§ **Prompt**
Skip any picture you find and retype all the remaining lines exactly.

§ **Source excerpt**
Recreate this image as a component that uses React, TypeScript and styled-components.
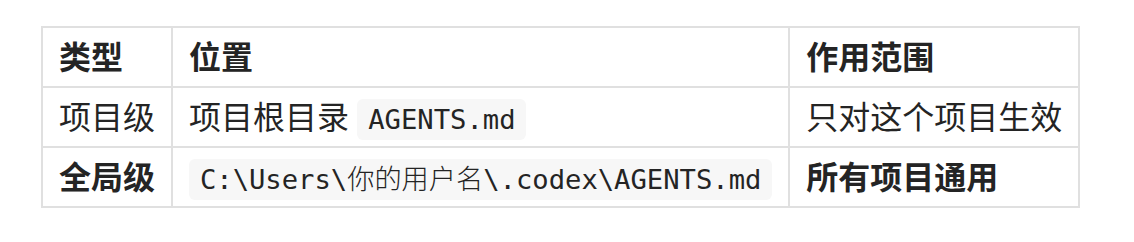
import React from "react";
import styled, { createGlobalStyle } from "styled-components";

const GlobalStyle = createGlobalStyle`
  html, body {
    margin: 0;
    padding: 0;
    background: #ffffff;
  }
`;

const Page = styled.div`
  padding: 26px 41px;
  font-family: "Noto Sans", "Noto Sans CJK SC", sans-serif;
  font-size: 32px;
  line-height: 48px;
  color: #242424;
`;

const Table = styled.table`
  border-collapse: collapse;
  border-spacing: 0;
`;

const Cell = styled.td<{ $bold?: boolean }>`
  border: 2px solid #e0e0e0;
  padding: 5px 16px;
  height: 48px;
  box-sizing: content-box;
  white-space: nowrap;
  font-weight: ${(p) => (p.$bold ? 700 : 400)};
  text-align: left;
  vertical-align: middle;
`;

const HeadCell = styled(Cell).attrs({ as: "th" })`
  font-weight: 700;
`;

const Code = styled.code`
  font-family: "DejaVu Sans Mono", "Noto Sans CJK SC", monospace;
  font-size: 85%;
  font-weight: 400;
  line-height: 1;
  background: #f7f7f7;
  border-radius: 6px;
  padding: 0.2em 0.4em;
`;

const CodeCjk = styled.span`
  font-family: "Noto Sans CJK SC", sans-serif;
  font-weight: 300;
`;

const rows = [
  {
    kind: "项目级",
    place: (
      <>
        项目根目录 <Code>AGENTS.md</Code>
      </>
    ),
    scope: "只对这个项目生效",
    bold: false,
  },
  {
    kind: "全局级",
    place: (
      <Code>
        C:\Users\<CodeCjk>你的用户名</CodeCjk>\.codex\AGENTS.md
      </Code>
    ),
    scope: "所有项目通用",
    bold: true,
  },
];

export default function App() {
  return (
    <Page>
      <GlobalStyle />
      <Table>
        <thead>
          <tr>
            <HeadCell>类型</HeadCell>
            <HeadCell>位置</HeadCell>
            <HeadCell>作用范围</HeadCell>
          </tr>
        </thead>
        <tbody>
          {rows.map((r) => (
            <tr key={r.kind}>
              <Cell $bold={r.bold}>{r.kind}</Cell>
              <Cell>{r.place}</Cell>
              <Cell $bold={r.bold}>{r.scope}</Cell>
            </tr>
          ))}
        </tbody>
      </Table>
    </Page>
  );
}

§ **Output for this task**
Recreate this image as a component that uses React, TypeScript and styled-components.
import React from "react";
import styled, { createGlobalStyle } from "styled-components";

const GlobalStyle = createGlobalStyle`
  html, body {
    margin: 0;
    padding: 0;
    background: #ffffff;
  }
`;

const Page = styled.div`
  padding: 26px 41px;
  font-family: "Noto Sans", "Noto Sans CJK SC", sans-serif;
  font-size: 32px;
  line-height: 48px;
  color: #242424;
`;

const Table = styled.table`
  border-collapse: collapse;
  border-spacing: 0;
`;

const Cell = styled.td<{ $bold?: boolean }>`
  border: 2px solid #e0e0e0;
  padding: 5px 16px;
  height: 48px;
  box-sizing: content-box;
  white-space: nowrap;
  font-weight: ${(p) => (p.$bold ? 700 : 400)};
  text-align: left;
  vertical-align: middle;
`;

const HeadCell = styled(Cell).attrs({ as: "th" })`
  font-weight: 700;
`;

const Code = styled.code`
  font-family: "DejaVu Sans Mono", "Noto Sans CJK SC", monospace;
  font-size: 85%;
  font-weight: 400;
  line-height: 1;
  background: #f7f7f7;
  border-radius: 6px;
  padding: 0.2em 0.4em;
`;

const CodeCjk = styled.span`
  font-family: "Noto Sans CJK SC", sans-serif;
  font-weight: 300;
`;

const rows = [
  {
    kind: "项目级",
    place: (
      <>
        项目根目录 <Code>AGENTS.md</Code>
      </>
    ),
    scope: "只对这个项目生效",
    bold: false,
  },
  {
    kind: "全局级",
    place: (
      <Code>
        C:\Users\<CodeCjk>你的用户名</CodeCjk>\.codex\AGENTS.md
      </Code>
    ),
    scope: "所有项目通用",
    bold: true,
  },
];

export default function App() {
  return (
    <Page>
      <GlobalStyle />
      <Table>
        <thead>
          <tr>
            <HeadCell>类型</HeadCell>
            <HeadCell>位置</HeadCell>
            <HeadCell>作用范围</HeadCell>
          </tr>
        </thead>
        <tbody>
          {rows.map((r) => (
            <tr key={r.kind}>
              <Cell $bold={r.bold}>{r.kind}</Cell>
              <Cell>{r.place}</Cell>
              <Cell $bold={r.bold}>{r.scope}</Cell>
            </tr>
          ))}
        </tbody>
      </Table>
    </Page>
  );
}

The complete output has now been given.